→ **To be done**: Produce a word-for-word copy of the listing below without its pictures.
****************
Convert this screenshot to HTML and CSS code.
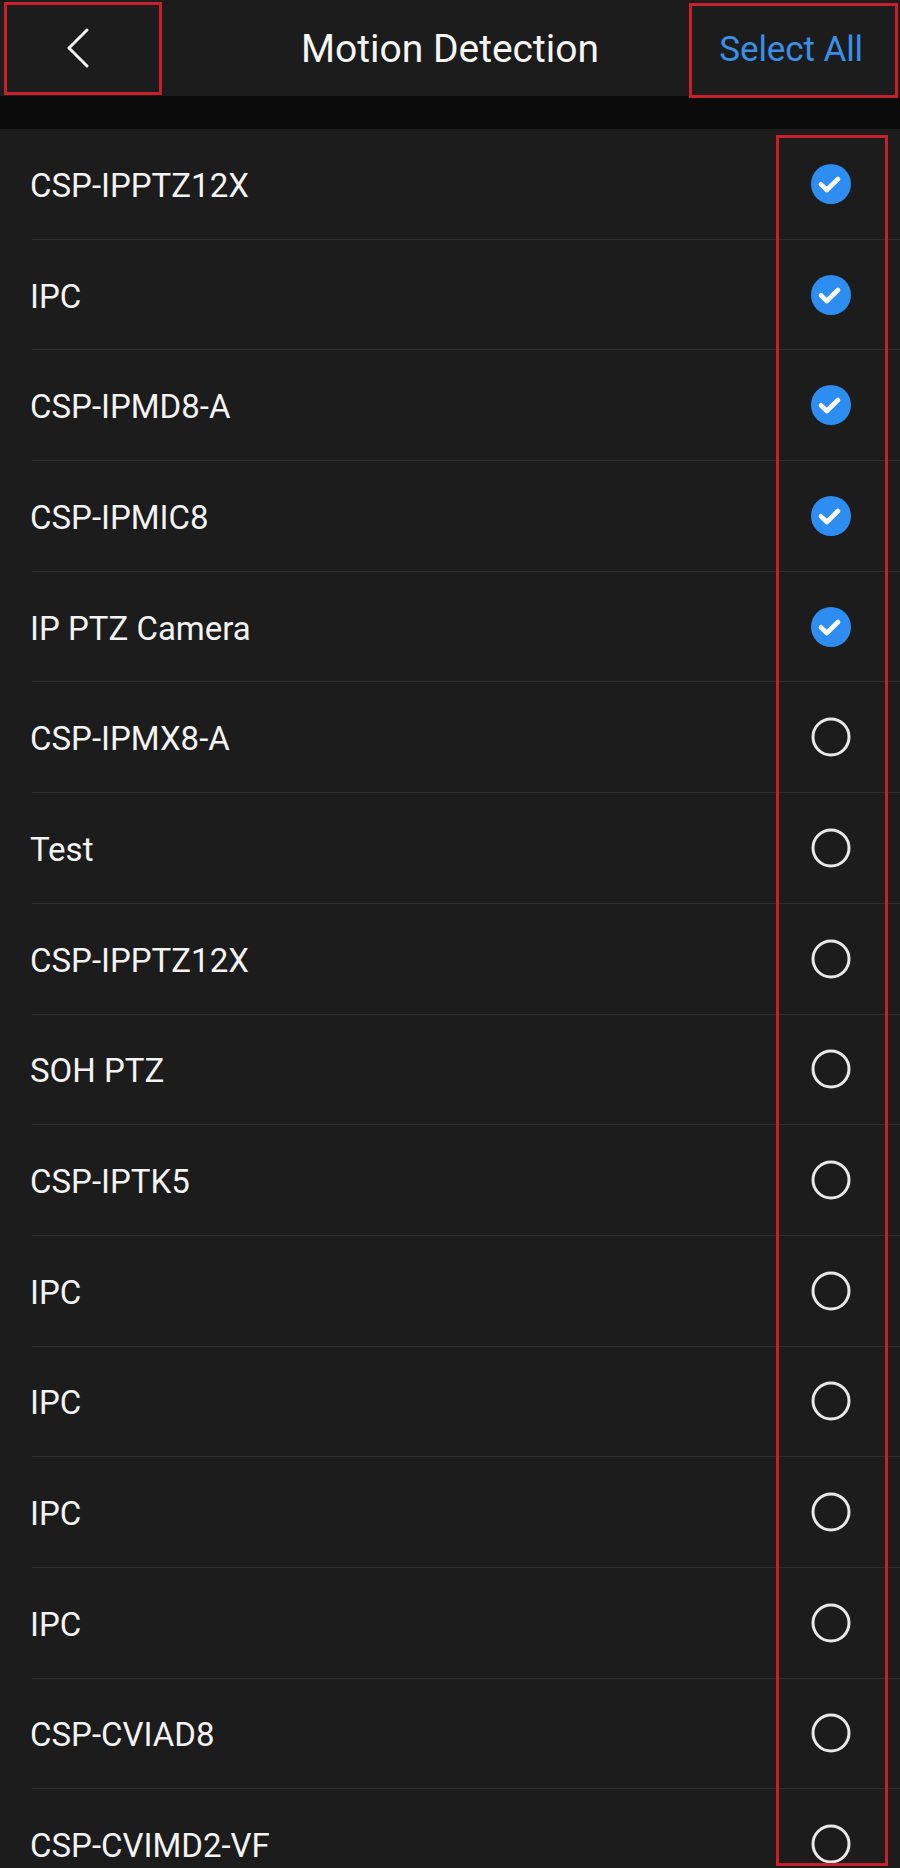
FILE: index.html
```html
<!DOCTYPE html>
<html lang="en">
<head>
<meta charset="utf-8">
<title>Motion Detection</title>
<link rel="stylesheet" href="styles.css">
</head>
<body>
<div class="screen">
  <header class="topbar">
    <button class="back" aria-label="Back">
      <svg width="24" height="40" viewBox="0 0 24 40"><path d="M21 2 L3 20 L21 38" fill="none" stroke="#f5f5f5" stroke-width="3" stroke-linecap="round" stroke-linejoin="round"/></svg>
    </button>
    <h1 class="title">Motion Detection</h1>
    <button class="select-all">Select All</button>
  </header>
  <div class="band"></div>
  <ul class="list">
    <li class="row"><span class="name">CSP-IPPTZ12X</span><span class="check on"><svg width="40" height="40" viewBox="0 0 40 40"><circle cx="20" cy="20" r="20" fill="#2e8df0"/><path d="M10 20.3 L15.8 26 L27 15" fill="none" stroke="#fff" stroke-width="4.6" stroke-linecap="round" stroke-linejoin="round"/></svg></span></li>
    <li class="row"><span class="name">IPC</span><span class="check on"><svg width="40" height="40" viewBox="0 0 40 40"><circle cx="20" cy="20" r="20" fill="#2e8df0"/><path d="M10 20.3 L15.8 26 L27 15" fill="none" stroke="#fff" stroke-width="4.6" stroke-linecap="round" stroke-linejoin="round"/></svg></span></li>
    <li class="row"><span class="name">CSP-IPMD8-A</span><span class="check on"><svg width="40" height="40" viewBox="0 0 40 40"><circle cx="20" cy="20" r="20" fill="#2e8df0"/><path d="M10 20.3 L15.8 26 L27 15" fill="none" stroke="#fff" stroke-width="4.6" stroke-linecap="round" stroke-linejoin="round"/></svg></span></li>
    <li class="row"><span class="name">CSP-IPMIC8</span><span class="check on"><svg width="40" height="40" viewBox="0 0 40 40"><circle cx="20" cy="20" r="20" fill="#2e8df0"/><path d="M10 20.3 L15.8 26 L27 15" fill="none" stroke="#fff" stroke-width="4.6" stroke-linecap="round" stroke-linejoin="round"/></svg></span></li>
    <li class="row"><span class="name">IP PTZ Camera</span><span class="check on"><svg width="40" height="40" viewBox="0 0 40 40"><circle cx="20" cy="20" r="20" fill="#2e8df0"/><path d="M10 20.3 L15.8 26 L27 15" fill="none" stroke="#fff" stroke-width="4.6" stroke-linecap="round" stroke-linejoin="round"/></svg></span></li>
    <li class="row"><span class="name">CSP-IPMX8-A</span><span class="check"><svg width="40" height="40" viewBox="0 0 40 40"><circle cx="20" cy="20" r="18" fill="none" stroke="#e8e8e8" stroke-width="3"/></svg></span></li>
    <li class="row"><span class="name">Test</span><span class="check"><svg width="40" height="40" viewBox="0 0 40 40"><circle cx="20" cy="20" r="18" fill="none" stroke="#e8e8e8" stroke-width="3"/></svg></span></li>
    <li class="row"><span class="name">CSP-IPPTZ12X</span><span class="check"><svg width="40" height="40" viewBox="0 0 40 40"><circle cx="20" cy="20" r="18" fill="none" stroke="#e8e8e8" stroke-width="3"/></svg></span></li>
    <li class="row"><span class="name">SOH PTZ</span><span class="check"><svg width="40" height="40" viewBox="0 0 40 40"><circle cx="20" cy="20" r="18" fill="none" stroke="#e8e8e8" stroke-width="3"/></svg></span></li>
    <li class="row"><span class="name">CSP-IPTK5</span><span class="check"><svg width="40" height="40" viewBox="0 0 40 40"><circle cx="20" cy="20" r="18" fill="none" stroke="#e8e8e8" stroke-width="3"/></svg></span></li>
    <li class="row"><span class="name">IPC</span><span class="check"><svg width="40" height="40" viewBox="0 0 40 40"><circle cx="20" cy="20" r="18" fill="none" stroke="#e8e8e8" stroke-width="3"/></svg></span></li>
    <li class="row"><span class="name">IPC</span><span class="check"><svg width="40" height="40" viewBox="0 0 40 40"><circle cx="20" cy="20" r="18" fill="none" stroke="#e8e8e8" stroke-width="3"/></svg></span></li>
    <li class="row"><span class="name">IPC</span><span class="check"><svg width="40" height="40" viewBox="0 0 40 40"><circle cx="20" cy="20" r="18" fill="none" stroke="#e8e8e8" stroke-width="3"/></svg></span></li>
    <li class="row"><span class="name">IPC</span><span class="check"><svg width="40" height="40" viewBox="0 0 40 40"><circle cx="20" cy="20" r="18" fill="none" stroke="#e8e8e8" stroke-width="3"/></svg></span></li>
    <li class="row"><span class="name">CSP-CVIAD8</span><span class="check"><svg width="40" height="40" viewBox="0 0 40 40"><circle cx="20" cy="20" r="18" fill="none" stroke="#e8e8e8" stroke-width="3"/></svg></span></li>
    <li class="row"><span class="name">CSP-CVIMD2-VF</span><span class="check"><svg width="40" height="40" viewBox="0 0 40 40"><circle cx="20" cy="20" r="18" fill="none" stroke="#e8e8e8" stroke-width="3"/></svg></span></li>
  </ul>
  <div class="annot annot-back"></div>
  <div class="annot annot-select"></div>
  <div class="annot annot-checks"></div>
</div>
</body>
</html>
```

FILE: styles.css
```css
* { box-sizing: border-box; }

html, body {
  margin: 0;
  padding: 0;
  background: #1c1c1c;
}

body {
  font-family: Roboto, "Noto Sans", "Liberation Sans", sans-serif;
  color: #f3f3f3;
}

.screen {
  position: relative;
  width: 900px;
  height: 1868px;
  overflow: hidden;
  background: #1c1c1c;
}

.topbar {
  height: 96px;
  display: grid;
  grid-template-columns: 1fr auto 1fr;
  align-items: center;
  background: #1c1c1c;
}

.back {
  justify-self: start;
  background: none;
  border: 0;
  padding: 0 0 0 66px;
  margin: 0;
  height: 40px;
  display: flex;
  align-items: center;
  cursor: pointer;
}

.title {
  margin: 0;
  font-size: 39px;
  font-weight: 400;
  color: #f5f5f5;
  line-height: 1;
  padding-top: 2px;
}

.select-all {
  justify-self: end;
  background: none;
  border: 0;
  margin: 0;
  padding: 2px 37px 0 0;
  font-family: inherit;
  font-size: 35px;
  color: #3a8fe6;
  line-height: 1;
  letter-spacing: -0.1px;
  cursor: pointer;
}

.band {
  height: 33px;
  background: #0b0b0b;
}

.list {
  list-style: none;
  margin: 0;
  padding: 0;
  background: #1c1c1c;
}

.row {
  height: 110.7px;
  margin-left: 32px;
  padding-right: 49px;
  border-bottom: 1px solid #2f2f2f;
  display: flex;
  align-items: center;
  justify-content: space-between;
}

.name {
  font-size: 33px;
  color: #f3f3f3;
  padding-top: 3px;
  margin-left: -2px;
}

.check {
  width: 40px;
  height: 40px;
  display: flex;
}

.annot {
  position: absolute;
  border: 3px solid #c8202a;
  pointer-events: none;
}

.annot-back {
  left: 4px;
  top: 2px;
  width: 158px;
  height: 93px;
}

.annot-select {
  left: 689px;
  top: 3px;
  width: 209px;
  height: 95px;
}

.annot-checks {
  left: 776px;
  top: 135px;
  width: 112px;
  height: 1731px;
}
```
****************
→ **Exercise output**:
Convert this screenshot to HTML and CSS code.
FILE: index.html
```html
<!DOCTYPE html>
<html lang="en">
<head>
<meta charset="utf-8">
<title>Motion Detection</title>
<link rel="stylesheet" href="styles.css">
</head>
<body>
<div class="screen">
  <header class="topbar">
    <button class="back" aria-label="Back">
      <svg width="24" height="40" viewBox="0 0 24 40"><path d="M21 2 L3 20 L21 38" fill="none" stroke="#f5f5f5" stroke-width="3" stroke-linecap="round" stroke-linejoin="round"/></svg>
    </button>
    <h1 class="title">Motion Detection</h1>
    <button class="select-all">Select All</button>
  </header>
  <div class="band"></div>
  <ul class="list">
    <li class="row"><span class="name">CSP-IPPTZ12X</span><span class="check on"><svg width="40" height="40" viewBox="0 0 40 40"><circle cx="20" cy="20" r="20" fill="#2e8df0"/><path d="M10 20.3 L15.8 26 L27 15" fill="none" stroke="#fff" stroke-width="4.6" stroke-linecap="round" stroke-linejoin="round"/></svg></span></li>
    <li class="row"><span class="name">IPC</span><span class="check on"><svg width="40" height="40" viewBox="0 0 40 40"><circle cx="20" cy="20" r="20" fill="#2e8df0"/><path d="M10 20.3 L15.8 26 L27 15" fill="none" stroke="#fff" stroke-width="4.6" stroke-linecap="round" stroke-linejoin="round"/></svg></span></li>
    <li class="row"><span class="name">CSP-IPMD8-A</span><span class="check on"><svg width="40" height="40" viewBox="0 0 40 40"><circle cx="20" cy="20" r="20" fill="#2e8df0"/><path d="M10 20.3 L15.8 26 L27 15" fill="none" stroke="#fff" stroke-width="4.6" stroke-linecap="round" stroke-linejoin="round"/></svg></span></li>
    <li class="row"><span class="name">CSP-IPMIC8</span><span class="check on"><svg width="40" height="40" viewBox="0 0 40 40"><circle cx="20" cy="20" r="20" fill="#2e8df0"/><path d="M10 20.3 L15.8 26 L27 15" fill="none" stroke="#fff" stroke-width="4.6" stroke-linecap="round" stroke-linejoin="round"/></svg></span></li>
    <li class="row"><span class="name">IP PTZ Camera</span><span class="check on"><svg width="40" height="40" viewBox="0 0 40 40"><circle cx="20" cy="20" r="20" fill="#2e8df0"/><path d="M10 20.3 L15.8 26 L27 15" fill="none" stroke="#fff" stroke-width="4.6" stroke-linecap="round" stroke-linejoin="round"/></svg></span></li>
    <li class="row"><span class="name">CSP-IPMX8-A</span><span class="check"><svg width="40" height="40" viewBox="0 0 40 40"><circle cx="20" cy="20" r="18" fill="none" stroke="#e8e8e8" stroke-width="3"/></svg></span></li>
    <li class="row"><span class="name">Test</span><span class="check"><svg width="40" height="40" viewBox="0 0 40 40"><circle cx="20" cy="20" r="18" fill="none" stroke="#e8e8e8" stroke-width="3"/></svg></span></li>
    <li class="row"><span class="name">CSP-IPPTZ12X</span><span class="check"><svg width="40" height="40" viewBox="0 0 40 40"><circle cx="20" cy="20" r="18" fill="none" stroke="#e8e8e8" stroke-width="3"/></svg></span></li>
    <li class="row"><span class="name">SOH PTZ</span><span class="check"><svg width="40" height="40" viewBox="0 0 40 40"><circle cx="20" cy="20" r="18" fill="none" stroke="#e8e8e8" stroke-width="3"/></svg></span></li>
    <li class="row"><span class="name">CSP-IPTK5</span><span class="check"><svg width="40" height="40" viewBox="0 0 40 40"><circle cx="20" cy="20" r="18" fill="none" stroke="#e8e8e8" stroke-width="3"/></svg></span></li>
    <li class="row"><span class="name">IPC</span><span class="check"><svg width="40" height="40" viewBox="0 0 40 40"><circle cx="20" cy="20" r="18" fill="none" stroke="#e8e8e8" stroke-width="3"/></svg></span></li>
    <li class="row"><span class="name">IPC</span><span class="check"><svg width="40" height="40" viewBox="0 0 40 40"><circle cx="20" cy="20" r="18" fill="none" stroke="#e8e8e8" stroke-width="3"/></svg></span></li>
    <li class="row"><span class="name">IPC</span><span class="check"><svg width="40" height="40" viewBox="0 0 40 40"><circle cx="20" cy="20" r="18" fill="none" stroke="#e8e8e8" stroke-width="3"/></svg></span></li>
    <li class="row"><span class="name">IPC</span><span class="check"><svg width="40" height="40" viewBox="0 0 40 40"><circle cx="20" cy="20" r="18" fill="none" stroke="#e8e8e8" stroke-width="3"/></svg></span></li>
    <li class="row"><span class="name">CSP-CVIAD8</span><span class="check"><svg width="40" height="40" viewBox="0 0 40 40"><circle cx="20" cy="20" r="18" fill="none" stroke="#e8e8e8" stroke-width="3"/></svg></span></li>
    <li class="row"><span class="name">CSP-CVIMD2-VF</span><span class="check"><svg width="40" height="40" viewBox="0 0 40 40"><circle cx="20" cy="20" r="18" fill="none" stroke="#e8e8e8" stroke-width="3"/></svg></span></li>
  </ul>
  <div class="annot annot-back"></div>
  <div class="annot annot-select"></div>
  <div class="annot annot-checks"></div>
</div>
</body>
</html>
```

FILE: styles.css
```css
* { box-sizing: border-box; }

html, body {
  margin: 0;
  padding: 0;
  background: #1c1c1c;
}

body {
  font-family: Roboto, "Noto Sans", "Liberation Sans", sans-serif;
  color: #f3f3f3;
}

.screen {
  position: relative;
  width: 900px;
  height: 1868px;
  overflow: hidden;
  background: #1c1c1c;
}

.topbar {
  height: 96px;
  display: grid;
  grid-template-columns: 1fr auto 1fr;
  align-items: center;
  background: #1c1c1c;
}

.back {
  justify-self: start;
  background: none;
  border: 0;
  padding: 0 0 0 66px;
  margin: 0;
  height: 40px;
  display: flex;
  align-items: center;
  cursor: pointer;
}

.title {
  margin: 0;
  font-size: 39px;
  font-weight: 400;
  color: #f5f5f5;
  line-height: 1;
  padding-top: 2px;
}

.select-all {
  justify-self: end;
  background: none;
  border: 0;
  margin: 0;
  padding: 2px 37px 0 0;
  font-family: inherit;
  font-size: 35px;
  color: #3a8fe6;
  line-height: 1;
  letter-spacing: -0.1px;
  cursor: pointer;
}

.band {
  height: 33px;
  background: #0b0b0b;
}

.list {
  list-style: none;
  margin: 0;
  padding: 0;
  background: #1c1c1c;
}

.row {
  height: 110.7px;
  margin-left: 32px;
  padding-right: 49px;
  border-bottom: 1px solid #2f2f2f;
  display: flex;
  align-items: center;
  justify-content: space-between;
}

.name {
  font-size: 33px;
  color: #f3f3f3;
  padding-top: 3px;
  margin-left: -2px;
}

.check {
  width: 40px;
  height: 40px;
  display: flex;
}

.annot {
  position: absolute;
  border: 3px solid #c8202a;
  pointer-events: none;
}

.annot-back {
  left: 4px;
  top: 2px;
  width: 158px;
  height: 93px;
}

.annot-select {
  left: 689px;
  top: 3px;
  width: 209px;
  height: 95px;
}

.annot-checks {
  left: 776px;
  top: 135px;
  width: 112px;
  height: 1731px;
}
```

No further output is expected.